TASK BRIEF: Write out the listing below exactly, and omit any images you find in it.

•••••

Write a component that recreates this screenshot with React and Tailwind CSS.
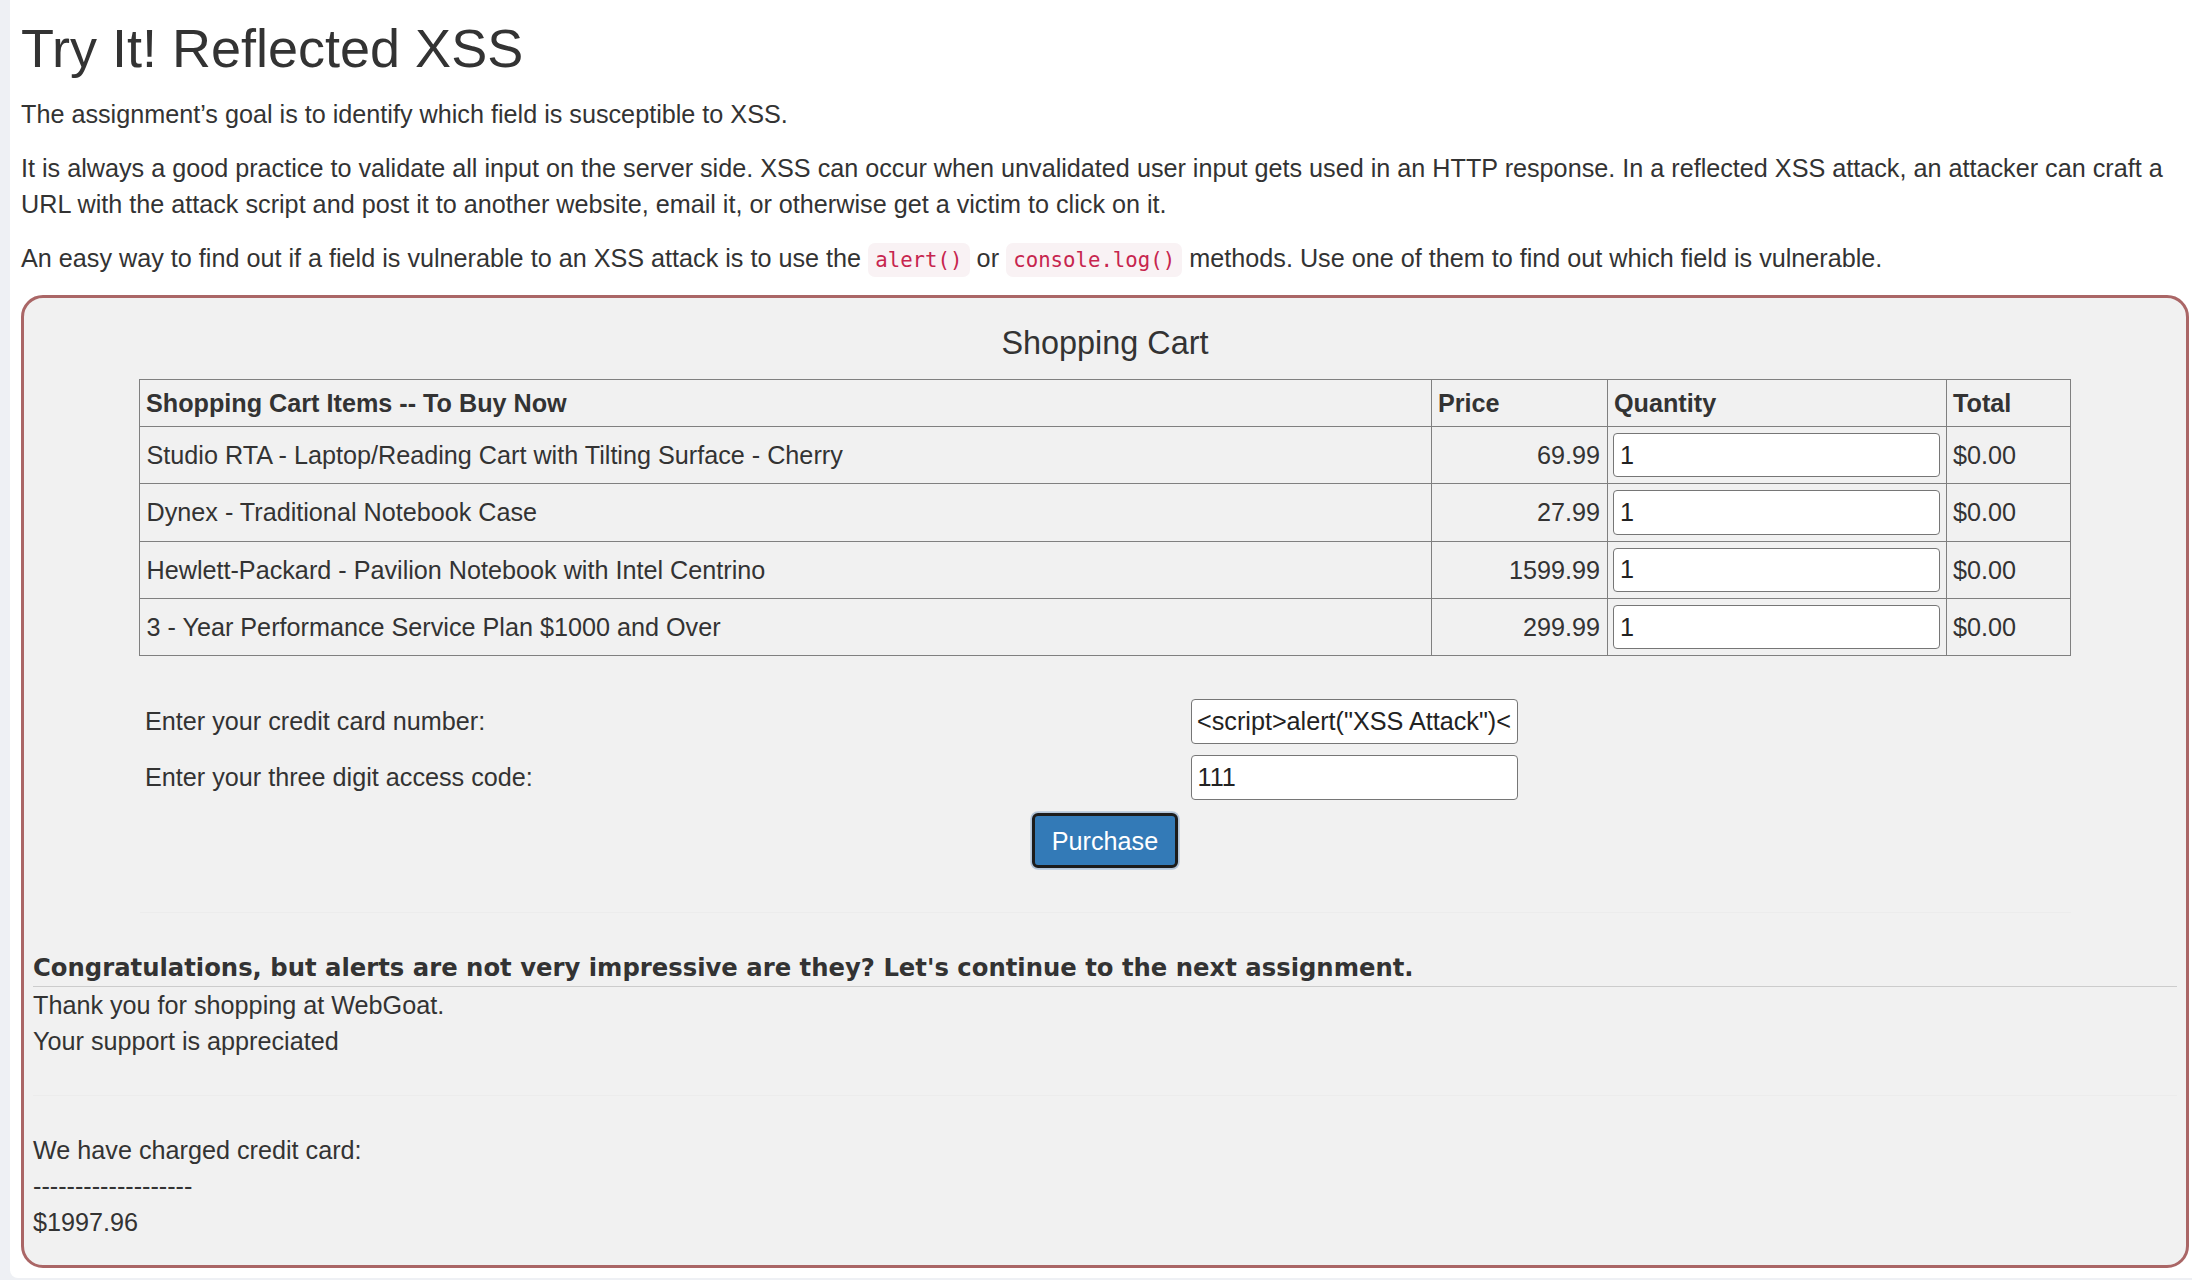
export default function App() {
  const items = [
    ["Studio RTA - Laptop/Reading Cart with Tilting Surface - Cherry", "69.99"],
    ["Dynex - Traditional Notebook Case", "27.99"],
    ["Hewlett-Packard - Pavilion Notebook with Intel Centrino", "1599.99"],
    ["3 - Year Performance Service Plan $1000 and Over", "299.99"],
  ];
  const codeCls =
    "inline-block px-[7.2px] py-[4px] rounded-[7px] bg-[#f9f2f4] text-[#c7254e] text-[20.7px] leading-[26px] font-['DejaVu_Sans_Mono',monospace] align-baseline";
  return (
    <div className="w-[2192px] h-[1280px] bg-[#eef0f4] overflow-hidden font-['Liberation_Sans',Arial,sans-serif] text-[#333]">
      <div className="ml-[10px] h-[1278px] bg-white rounded-bl-[8px] pl-[11px] pr-[3px] pt-[19px]">
        <h2 className="text-[54px] leading-[59.4px] font-normal mb-[18px]">Try It! Reflected XSS</h2>
        <p className="text-[25.2px] leading-[36px] mb-[18px]">
          The assignment’s goal is to identify which field is susceptible to XSS.
        </p>
        <p className="text-[25.2px] leading-[36px] mb-[18px]">
          It is always a good practice to validate all input on the server side. XSS can occur when unvalidated user input gets used in an HTTP response. In a reflected XSS attack, an attacker can craft a URL with the attack script and post it to another website, email it, or otherwise get a victim to click on it.
        </p>
        <p className="text-[25.2px] leading-[36px] mb-[18px]">
          An easy way to find out if a field is vulnerable to an XSS attack is to use the{" "}
          <code className={codeCls}>alert()</code> or{" "}
          <code className={codeCls}>console.log()</code> methods. Use one of them to find out which field is vulnerable.
        </p>

        <div className="border-[3px] border-[#aa6666] rounded-[22px] bg-[#f1f1f1] px-[9px] pt-[27px] pb-[25.3px] text-[25.2px] leading-[36px]">
          <div className="text-center text-[32.4px] leading-[36px] mb-[17.6px]">Shopping Cart</div>

          <table className="mx-auto w-[1931px] table-fixed border-collapse">
            <colgroup>
              <col className="w-[1292px]" />
              <col className="w-[176px]" />
              <col className="w-[339px]" />
              <col className="w-[124px]" />
            </colgroup>
            <thead>
              <tr>
                <th className="border border-[#808080] px-[6px] py-[5px] text-left font-bold">Shopping Cart Items -- To Buy Now</th>
                <th className="border border-[#808080] px-[6px] py-[5px] text-left font-bold">Price</th>
                <th className="border border-[#808080] px-[6px] py-[5px] text-left font-bold">Quantity</th>
                <th className="border border-[#808080] px-[6px] py-[5px] text-left font-bold">Total</th>
              </tr>
            </thead>
            <tbody>
              {items.map(([name, price]) => (
                <tr key={name}>
                  <td className="border border-[#808080] px-[6.5px] py-[6px] align-middle">{name}</td>
                  <td className="border border-[#808080] px-[7px] py-[6px] text-right align-middle">{price}</td>
                  <td className="border border-[#808080] pl-[4.5px] pr-[6px] py-[6px] align-middle">
                    <input
                      readOnly
                      value="1"
                      className="block w-[327px] h-[44.3px] bg-white border border-[#767676] rounded-[4px] px-[6.5px] text-[25.2px] text-[#222] outline-none"
                    />
                  </td>
                  <td className="border border-[#808080] px-[6px] py-[6px] align-middle">$0.00</td>
                </tr>
              ))}
            </tbody>
          </table>

          <div className="mx-auto w-[1931px] mt-[42.5px]">
            <div className="flex flex-col gap-[10.6px]">
              <div className="flex items-center h-[45.4px]">
                <div className="w-[1051px] shrink-0 pl-[5.5px]">Enter your credit card number:</div>
                <input
                  readOnly
                  value={'<script>alert("XSS Attack")</script>'}
                  className="w-[327px] h-[45.4px] bg-white border border-[#767676] rounded-[4px] px-[5.5px] text-[25.2px] text-[#222] outline-none"
                />
              </div>
              <div className="flex items-center h-[45.4px]">
                <div className="w-[1051px] shrink-0 pl-[5.5px]">Enter your three digit access code:</div>
                <input
                  readOnly
                  value="111"
                  className="w-[327px] h-[45.4px] bg-white border border-[#767676] rounded-[4px] px-[6px] text-[25.2px] text-[#222] outline-none"
                />
              </div>
            </div>
            <div className="flex justify-center mt-[13px]">
              <button className="w-[146px] h-[55px] border-[3px] border-[#1c1c1c] rounded-[6px] bg-[#337ab7] text-white text-[25.2px] leading-[36px] shadow-[0_0_0_1.7px_#b3c5d9]">
                Purchase
              </button>
            </div>
            <div className="mt-[44.3px] h-px bg-[#ececec]"></div>
          </div>

          <div className="mt-[36.7px] font-bold border-b border-[#cccccc] text-[24.3px] leading-[36px] font-['DejaVu_Sans',Verdana,sans-serif]">
            Congratulations, but alerts are not very impressive are they? Let's continue to the next assignment.
          </div>
          <div>
            Thank you for shopping at WebGoat.
            <br />
            Your support is appreciated
            <hr className="my-[36px] border-0 border-t border-[#ececec]" />
            <p>
              We have charged credit card:
              <br />
              -------------------
              <br />
              $1997.96
            </p>
          </div>
        </div>
      </div>
    </div>
  );
}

•••••

REPLY:
Write a component that recreates this screenshot with React and Tailwind CSS.
export default function App() {
  const items = [
    ["Studio RTA - Laptop/Reading Cart with Tilting Surface - Cherry", "69.99"],
    ["Dynex - Traditional Notebook Case", "27.99"],
    ["Hewlett-Packard - Pavilion Notebook with Intel Centrino", "1599.99"],
    ["3 - Year Performance Service Plan $1000 and Over", "299.99"],
  ];
  const codeCls =
    "inline-block px-[7.2px] py-[4px] rounded-[7px] bg-[#f9f2f4] text-[#c7254e] text-[20.7px] leading-[26px] font-['DejaVu_Sans_Mono',monospace] align-baseline";
  return (
    <div className="w-[2192px] h-[1280px] bg-[#eef0f4] overflow-hidden font-['Liberation_Sans',Arial,sans-serif] text-[#333]">
      <div className="ml-[10px] h-[1278px] bg-white rounded-bl-[8px] pl-[11px] pr-[3px] pt-[19px]">
        <h2 className="text-[54px] leading-[59.4px] font-normal mb-[18px]">Try It! Reflected XSS</h2>
        <p className="text-[25.2px] leading-[36px] mb-[18px]">
          The assignment’s goal is to identify which field is susceptible to XSS.
        </p>
        <p className="text-[25.2px] leading-[36px] mb-[18px]">
          It is always a good practice to validate all input on the server side. XSS can occur when unvalidated user input gets used in an HTTP response. In a reflected XSS attack, an attacker can craft a URL with the attack script and post it to another website, email it, or otherwise get a victim to click on it.
        </p>
        <p className="text-[25.2px] leading-[36px] mb-[18px]">
          An easy way to find out if a field is vulnerable to an XSS attack is to use the{" "}
          <code className={codeCls}>alert()</code> or{" "}
          <code className={codeCls}>console.log()</code> methods. Use one of them to find out which field is vulnerable.
        </p>

        <div className="border-[3px] border-[#aa6666] rounded-[22px] bg-[#f1f1f1] px-[9px] pt-[27px] pb-[25.3px] text-[25.2px] leading-[36px]">
          <div className="text-center text-[32.4px] leading-[36px] mb-[17.6px]">Shopping Cart</div>

          <table className="mx-auto w-[1931px] table-fixed border-collapse">
            <colgroup>
              <col className="w-[1292px]" />
              <col className="w-[176px]" />
              <col className="w-[339px]" />
              <col className="w-[124px]" />
            </colgroup>
            <thead>
              <tr>
                <th className="border border-[#808080] px-[6px] py-[5px] text-left font-bold">Shopping Cart Items -- To Buy Now</th>
                <th className="border border-[#808080] px-[6px] py-[5px] text-left font-bold">Price</th>
                <th className="border border-[#808080] px-[6px] py-[5px] text-left font-bold">Quantity</th>
                <th className="border border-[#808080] px-[6px] py-[5px] text-left font-bold">Total</th>
              </tr>
            </thead>
            <tbody>
              {items.map(([name, price]) => (
                <tr key={name}>
                  <td className="border border-[#808080] px-[6.5px] py-[6px] align-middle">{name}</td>
                  <td className="border border-[#808080] px-[7px] py-[6px] text-right align-middle">{price}</td>
                  <td className="border border-[#808080] pl-[4.5px] pr-[6px] py-[6px] align-middle">
                    <input
                      readOnly
                      value="1"
                      className="block w-[327px] h-[44.3px] bg-white border border-[#767676] rounded-[4px] px-[6.5px] text-[25.2px] text-[#222] outline-none"
                    />
                  </td>
                  <td className="border border-[#808080] px-[6px] py-[6px] align-middle">$0.00</td>
                </tr>
              ))}
            </tbody>
          </table>

          <div className="mx-auto w-[1931px] mt-[42.5px]">
            <div className="flex flex-col gap-[10.6px]">
              <div className="flex items-center h-[45.4px]">
                <div className="w-[1051px] shrink-0 pl-[5.5px]">Enter your credit card number:</div>
                <input
                  readOnly
                  value={'<script>alert("XSS Attack")</script>'}
                  className="w-[327px] h-[45.4px] bg-white border border-[#767676] rounded-[4px] px-[5.5px] text-[25.2px] text-[#222] outline-none"
                />
              </div>
              <div className="flex items-center h-[45.4px]">
                <div className="w-[1051px] shrink-0 pl-[5.5px]">Enter your three digit access code:</div>
                <input
                  readOnly
                  value="111"
                  className="w-[327px] h-[45.4px] bg-white border border-[#767676] rounded-[4px] px-[6px] text-[25.2px] text-[#222] outline-none"
                />
              </div>
            </div>
            <div className="flex justify-center mt-[13px]">
              <button className="w-[146px] h-[55px] border-[3px] border-[#1c1c1c] rounded-[6px] bg-[#337ab7] text-white text-[25.2px] leading-[36px] shadow-[0_0_0_1.7px_#b3c5d9]">
                Purchase
              </button>
            </div>
            <div className="mt-[44.3px] h-px bg-[#ececec]"></div>
          </div>

          <div className="mt-[36.7px] font-bold border-b border-[#cccccc] text-[24.3px] leading-[36px] font-['DejaVu_Sans',Verdana,sans-serif]">
            Congratulations, but alerts are not very impressive are they? Let's continue to the next assignment.
          </div>
          <div>
            Thank you for shopping at WebGoat.
            <br />
            Your support is appreciated
            <hr className="my-[36px] border-0 border-t border-[#ececec]" />
            <p>
              We have charged credit card:
              <br />
              -------------------
              <br />
              $1997.96
            </p>
          </div>
        </div>
      </div>
    </div>
  );
}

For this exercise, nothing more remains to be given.